::: Available data :::
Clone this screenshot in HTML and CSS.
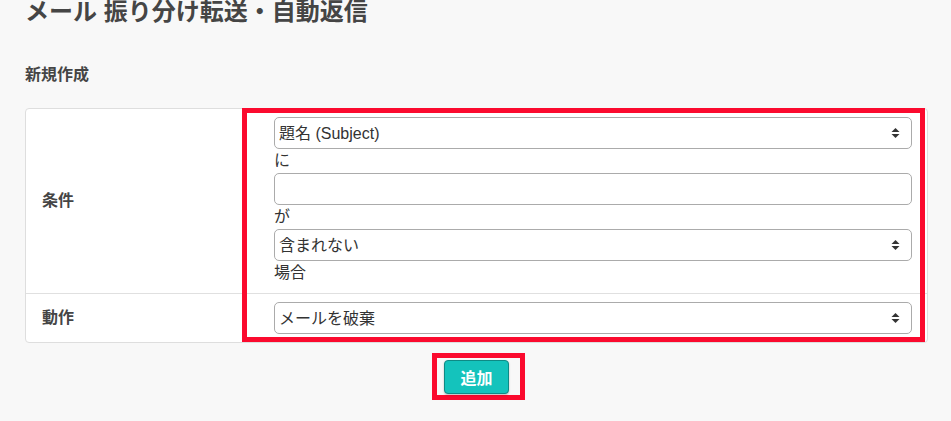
FILE: index.html
```html
<!DOCTYPE html>
<html lang="ja">
<head>
<meta charset="utf-8">
<title>メール 振り分け転送・自動返信</title>
<link rel="stylesheet" href="styles.css">
</head>
<body>
<div class="page">
  <h1 class="title">メール 振り分け転送・自動返信</h1>
  <h2 class="subtitle">新規作成</h2>
  <div class="card">
    <div class="row">
      <div class="label">条件</div>
      <div class="value">
        <div class="select-wrap">
          <select class="control"><option>題名 (Subject)</option></select>
          <svg class="arrows" width="9" height="10" viewBox="0 0 9 10"><path d="M0.5 4 L4.5 0 L8.5 4 Z M0.5 6 L4.5 10 L8.5 6 Z" fill="#333"/></svg>
        </div>
        <div class="text">に</div>
        <input class="control" type="text">
        <div class="text">が</div>
        <div class="select-wrap">
          <select class="control"><option>含まれない</option></select>
          <svg class="arrows" width="9" height="10" viewBox="0 0 9 10"><path d="M0.5 4 L4.5 0 L8.5 4 Z M0.5 6 L4.5 10 L8.5 6 Z" fill="#333"/></svg>
        </div>
        <div class="text">場合</div>
      </div>
    </div>
    <div class="row">
      <div class="label">動作</div>
      <div class="value">
        <div class="select-wrap">
          <select class="control"><option>メールを破棄</option></select>
          <svg class="arrows" width="9" height="10" viewBox="0 0 9 10"><path d="M0.5 4 L4.5 0 L8.5 4 Z M0.5 6 L4.5 10 L8.5 6 Z" fill="#333"/></svg>
        </div>
      </div>
    </div>
    <div class="mark"></div>
  </div>
  <div class="actions">
    <div class="btn-frame">
      <button class="btn" type="button">追加</button>
    </div>
  </div>
</div>
</body>
</html>
```
FILE: styles.css
```css
* { box-sizing: border-box; }
html, body {
  margin: 0;
  padding: 0;
  background: #f8f8f8;
}
body {
  font-family: "Liberation Sans", "Noto Sans CJK JP", sans-serif;
  color: #333;
  font-size: 16px;
  line-height: 24px;
}
.page {
  padding: 0 23px 0 25px;
}
.title {
  margin: 0;
  font-size: 24px;
  line-height: 24px;
  font-weight: bold;
  color: #454545;
}
.subtitle {
  margin: 39px 0 21px;
  font-size: 16px;
  line-height: 24px;
  font-weight: bold;
  color: #454545;
}
.card {
  position: relative;
  background: #fff;
  border: 1px solid #dedede;
  border-radius: 4px;
}
.row {
  display: grid;
  grid-template-columns: 233px 1fr;
}
.row + .row {
  border-top: 1px solid #e0e0e0;
}
.label {
  display: flex;
  align-items: center;
  padding-left: 16px;
  font-weight: bold;
  color: #454545;
}
.value {
  display: flex;
  flex-direction: column;
  padding: 8px 15px;
}
.text {
  height: 24px;
  line-height: 24px;
}
.select-wrap {
  position: relative;
}
.control {
  display: block;
  width: 100%;
  height: 32px;
  margin: 0;
  padding: 0 4px;
  border: 1px solid #ababab;
  border-radius: 5px;
  background: #fff;
  font-family: "Liberation Sans", "Noto Sans CJK JP", sans-serif;
  font-size: 16px;
  color: #333;
  -webkit-appearance: none;
  appearance: none;
  outline: none;
}
.arrows {
  position: absolute;
  right: 12px;
  top: 11px;
}
.actions {
  display: flex;
  justify-content: center;
  margin-top: 10px;
}
.btn-frame {
  margin-left: 4px;
  padding: 2px 11px 1px 7px;
  border: 5px solid #fb0a2e;
}
.btn {
  display: block;
  width: 65px;
  height: 34px;
  padding: 0;
  background: #14c3bc;
  border: 1px solid #0e8a85;
  border-radius: 4px;
  color: #fff;
  font-family: "Liberation Sans", "Noto Sans CJK JP", sans-serif;
  font-size: 16px;
  font-weight: bold;
  box-shadow: 0 1px 2px rgba(0, 0, 0, 0.25);
}
.mark {
  position: absolute;
  left: 216px;
  top: -1px;
  right: 2px;
  bottom: 0;
  border: 5px solid #fb0a2e;
  pointer-events: none;
}
```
:::
> [Problem to work on]:
Pictures in the data above should not be copied; transcribe everything else exactly.

> [Answer]:
Clone this screenshot in HTML and CSS.
FILE: index.html
```html
<!DOCTYPE html>
<html lang="ja">
<head>
<meta charset="utf-8">
<title>メール 振り分け転送・自動返信</title>
<link rel="stylesheet" href="styles.css">
</head>
<body>
<div class="page">
  <h1 class="title">メール 振り分け転送・自動返信</h1>
  <h2 class="subtitle">新規作成</h2>
  <div class="card">
    <div class="row">
      <div class="label">条件</div>
      <div class="value">
        <div class="select-wrap">
          <select class="control"><option>題名 (Subject)</option></select>
          <svg class="arrows" width="9" height="10" viewBox="0 0 9 10"><path d="M0.5 4 L4.5 0 L8.5 4 Z M0.5 6 L4.5 10 L8.5 6 Z" fill="#333"/></svg>
        </div>
        <div class="text">に</div>
        <input class="control" type="text">
        <div class="text">が</div>
        <div class="select-wrap">
          <select class="control"><option>含まれない</option></select>
          <svg class="arrows" width="9" height="10" viewBox="0 0 9 10"><path d="M0.5 4 L4.5 0 L8.5 4 Z M0.5 6 L4.5 10 L8.5 6 Z" fill="#333"/></svg>
        </div>
        <div class="text">場合</div>
      </div>
    </div>
    <div class="row">
      <div class="label">動作</div>
      <div class="value">
        <div class="select-wrap">
          <select class="control"><option>メールを破棄</option></select>
          <svg class="arrows" width="9" height="10" viewBox="0 0 9 10"><path d="M0.5 4 L4.5 0 L8.5 4 Z M0.5 6 L4.5 10 L8.5 6 Z" fill="#333"/></svg>
        </div>
      </div>
    </div>
    <div class="mark"></div>
  </div>
  <div class="actions">
    <div class="btn-frame">
      <button class="btn" type="button">追加</button>
    </div>
  </div>
</div>
</body>
</html>
```
FILE: styles.css
```css
* { box-sizing: border-box; }
html, body {
  margin: 0;
  padding: 0;
  background: #f8f8f8;
}
body {
  font-family: "Liberation Sans", "Noto Sans CJK JP", sans-serif;
  color: #333;
  font-size: 16px;
  line-height: 24px;
}
.page {
  padding: 0 23px 0 25px;
}
.title {
  margin: 0;
  font-size: 24px;
  line-height: 24px;
  font-weight: bold;
  color: #454545;
}
.subtitle {
  margin: 39px 0 21px;
  font-size: 16px;
  line-height: 24px;
  font-weight: bold;
  color: #454545;
}
.card {
  position: relative;
  background: #fff;
  border: 1px solid #dedede;
  border-radius: 4px;
}
.row {
  display: grid;
  grid-template-columns: 233px 1fr;
}
.row + .row {
  border-top: 1px solid #e0e0e0;
}
.label {
  display: flex;
  align-items: center;
  padding-left: 16px;
  font-weight: bold;
  color: #454545;
}
.value {
  display: flex;
  flex-direction: column;
  padding: 8px 15px;
}
.text {
  height: 24px;
  line-height: 24px;
}
.select-wrap {
  position: relative;
}
.control {
  display: block;
  width: 100%;
  height: 32px;
  margin: 0;
  padding: 0 4px;
  border: 1px solid #ababab;
  border-radius: 5px;
  background: #fff;
  font-family: "Liberation Sans", "Noto Sans CJK JP", sans-serif;
  font-size: 16px;
  color: #333;
  -webkit-appearance: none;
  appearance: none;
  outline: none;
}
.arrows {
  position: absolute;
  right: 12px;
  top: 11px;
}
.actions {
  display: flex;
  justify-content: center;
  margin-top: 10px;
}
.btn-frame {
  margin-left: 4px;
  padding: 2px 11px 1px 7px;
  border: 5px solid #fb0a2e;
}
.btn {
  display: block;
  width: 65px;
  height: 34px;
  padding: 0;
  background: #14c3bc;
  border: 1px solid #0e8a85;
  border-radius: 4px;
  color: #fff;
  font-family: "Liberation Sans", "Noto Sans CJK JP", sans-serif;
  font-size: 16px;
  font-weight: bold;
  box-shadow: 0 1px 2px rgba(0, 0, 0, 0.25);
}
.mark {
  position: absolute;
  left: 216px;
  top: -1px;
  right: 2px;
  bottom: 0;
  border: 5px solid #fb0a2e;
  pointer-events: none;
}
```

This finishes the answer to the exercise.